Wollte er auch so werden? Waren Macht und Reichtum es wert, ihnen das eigene Leben und vielleicht das vieler anderer zu opfern? Natürlich hätte er gerne die Geheimnisse des Buches entschlüsselt. Aber es war Unrecht, es den Dorfbewohnern zu stehlen. Und in den Händen seiner Begleiterin konnte es zu einer furchtbaren Waffe werden.
Mit einem Mal wusste er, was er zu tun hatte.

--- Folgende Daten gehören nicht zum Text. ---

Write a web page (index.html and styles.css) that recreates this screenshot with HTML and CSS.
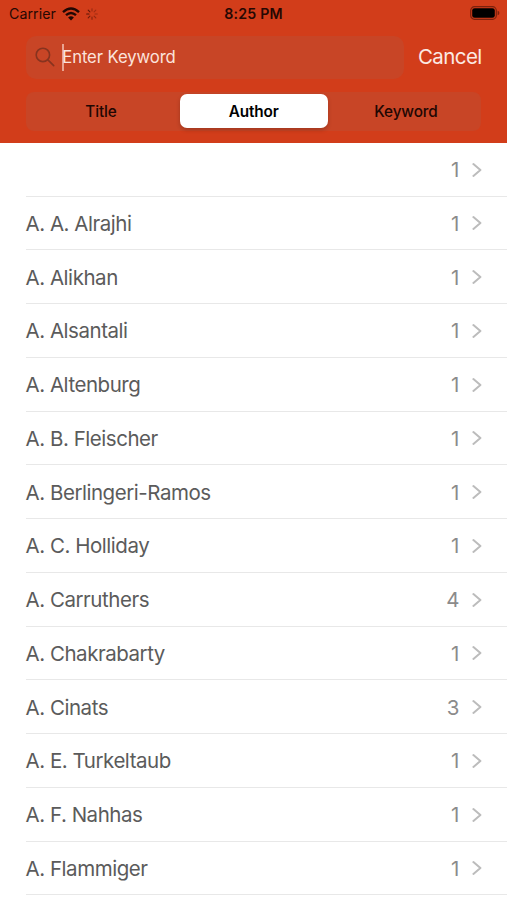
FILE: index.html
```html
<!DOCTYPE html>
<html lang="en">
<head>
<meta charset="utf-8">
<title>Authors</title>
<link rel="stylesheet" href="styles.css">
</head>
<body>
<header class="header">
  <div class="status">
    <div class="carrier"><span>Carrier</span>
      <svg class="wifi" viewBox="0 0 18 14"><g fill="none" stroke="#210703" stroke-width="2.4"><path d="M1 5.1Q9-2.1 17 5.1"/><path d="M4 8.2Q9 3.7 14 8.2"/></g><path d="M6.1 10.4Q9 7.9 11.9 10.4L9 13.4Z" fill="#210703"/></svg>
      <svg class="spinner" viewBox="0 0 12 12" fill="none" stroke="#541407" stroke-width="1.1" stroke-linecap="round"><path d="M6 .7V3" opacity=".45"/><path d="M9.8 2.2 8.1 3.9" opacity=".4"/><path d="M11.3 6H9" opacity=".4"/><path d="M9.8 9.8 8.1 8.1" opacity=".5"/><path d="M6 11.3V9" opacity=".65"/><path d="M2.2 9.8 3.9 8.1" opacity=".8"/><path d="M.7 6H3"/><path d="M2.2 2.2 3.9 3.9" opacity=".9"/></svg>
    </div>
    <div class="time">8:25 PM</div>
    <svg class="battery" viewBox="0 0 30 14"><rect x=".7" y=".7" width="25.6" height="12.6" rx="3.8" fill="none" stroke="#7c210d" stroke-width="1.2"/><rect x="2.2" y="2.2" width="22.6" height="9.6" rx="2.4" fill="#000"/><path d="M27.6 4.7Q29.4 5.3 29.4 7T27.6 9.3Z" fill="#7c210d"/></svg>
  </div>
  <div class="search-row">
    <div class="search">
      <svg class="glass" viewBox="0 0 20 20" fill="none" stroke="#87331f" stroke-width="1.6" stroke-linecap="round"><circle cx="7.9" cy="7.9" r="6.7"/><path d="M12.9 12.9 18.7 18.6"/></svg>
      <span class="caret"></span><span class="placeholder">Enter Keyword</span>
    </div>
    <span class="cancel">Cancel</span>
  </div>
  <div class="segments"><div class="segment first"><span>Title</span></div><div class="segment selected"><span>Author</span></div><div class="segment"><span>Keyword</span></div></div>
</header>
<main class="list"></main>
<script src="list.js"></script>
</body>
</html>
```
FILE: styles.css
```css
* { box-sizing: border-box; }
body { margin: 0; width: 507px; height: 900px; background: #fff; font-family: Inter, "Liberation Sans", sans-serif; }
.header { height: 142.8px; background: #d23d1a; }
.status { height: 36px; padding: 0 8px 0 9px; display: grid; grid-template-columns: 1fr auto 1fr; font-size: 14.2px; line-height: 28px; color: #260803; }
.carrier { display: flex; align-items: center; height: 27px; letter-spacing: .05px; }
.wifi { width: 18px; height: 14px; margin-left: 6px; }
.spinner { width: 12px; height: 12px; margin-left: 6px; }
.time { font-weight: 600; letter-spacing: .2px; margin-left: -1px; }
.battery { width: 30px; height: 14px; justify-self: end; margin: 6px -1px 0 0; }
.search-row { display: flex; padding-left: 26px; height: 43px; }
.search { display: flex; align-items: center; width: 378px; height: 43px; border-radius: 10px; background: #c84526; padding-left: 9px; }
.glass { width: 20px; height: 20px; margin-top: -1px; }
.caret { width: 2px; height: 27px; margin: -1px 0 0 6.5px; background: #e9a491; }
.placeholder { margin: -1px 0 0 -1.3px; color: #fbe3dc; font-size: 16.7px; letter-spacing: -.1px; }
.cancel { margin-left: 14px; color: #fceae4; font-size: 20.5px; line-height: 41px; letter-spacing: -.6px; }
.segments { display: grid; grid-template-columns: 152px 152px 152px; margin: 13px 0 0 26px; width: 455px; height: 39px; border-radius: 8px; background: #c84526; }
.segment { display: flex; align-items: center; justify-content: center; font-size: 15.3px; font-weight: 500; letter-spacing: -.1px; color: #210703; height: 38px; }
.segment.first { padding-right: 2px; }
.segment.selected { background: #fff; margin: 2px; height: 34px; width: 147.5px; border-radius: 7px; font-weight: 600; letter-spacing: -.15px; color: #000; box-shadow: 0 2px 4px #0003; }
.row { display: flex; align-items: center; height: 53.76px; margin-left: 26px; padding: 1px 25px 0 0; border-bottom: 1px solid #e8e8e8; color: #5b5b5b; font-size: 20.5px; letter-spacing: -.46px; }
.name { flex: 1; margin-left: -.5px; }
.count { color: #8b8b8b; }
.chevron { width: 10px; height: 16px; margin-left: 13px; fill: none; stroke: #bcbcbc; stroke-width: 2; stroke-linecap: round; stroke-linejoin: round; }
```
FILE: list.js
```js
const authors = [
  ["", 1], ["A. A. Alrajhi", 1], ["A. Alikhan", 1], ["A. Alsantali", 1],
  ["A. Altenburg", 1], ["A. B. Fleischer", 1], ["A. Berlingeri-Ramos", 1],
  ["A. C. Holliday", 1], ["A. Carruthers", 4], ["A. Chakrabarty", 1],
  ["A. Cinats", 3], ["A. E. Turkeltaub", 1], ["A. F. Nahhas", 1],
  ["A. Flammiger", 1]
];
document.querySelector(".list").innerHTML = authors.map(([name, count]) =>
  `<div class="row"><span class="name">${name}</span><span class="count">${count}</span><svg class="chevron" viewBox="0 0 10 16"><path d="M1.4 2.1 8.4 8 1.4 13.9"/></svg></div>`
).join("");
```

Wenige Minuten später hörte er das Tuckern des Automotors. Die Frau steuerte den Wagen ohne Licht. Sie hielt den kleinen Citroën genau vor ihm an und stieß die Beifahrertür auf. Der Mann reichte ihr seine Umhängetasche und wollte gerade selbst einsteigen, als sie aufs Gaspedal trat und das Auto mit aufheulendem Motor um die Kurve verschwand.
Der Mann war durch den plötzlichen Start des Autos aus dem Gleichgewicht geraten und auf die Straße gefallen. Er richtete sich auf und klopfte sich den Staub von seiner Hose. Dann seufzte er erneut: Sie hatte also von Anfang an vorgehabt, das Buch für sich allein zu behalten und ihn zurück zu lassen. Wer die Weltherrschaft anstrebte, teilte eben nicht gern mit anderen.
Die Wolken hatten den Mond wieder freigegeben. Der Mann warf noch einen letzten Blick in Richtung des verschwundenen Autos. Dann machte er sich langsam auf den Weg ins Dorf.
Versteckt unter seiner Jacke, spürte er das raue Leder des Buches auf seiner Haut. Die Frau würde sicher bald bemerken, dass sich in der Tasche auf dem Beifahrersitz bloß ein in Stoff gewickeltes Holzstück befand. Er hatte ihr das genommen, was sie mehr als alles in der Welt begehrte.
Und er wusste, dass er von nun an eine Feindin auf Lebenszeit hatte.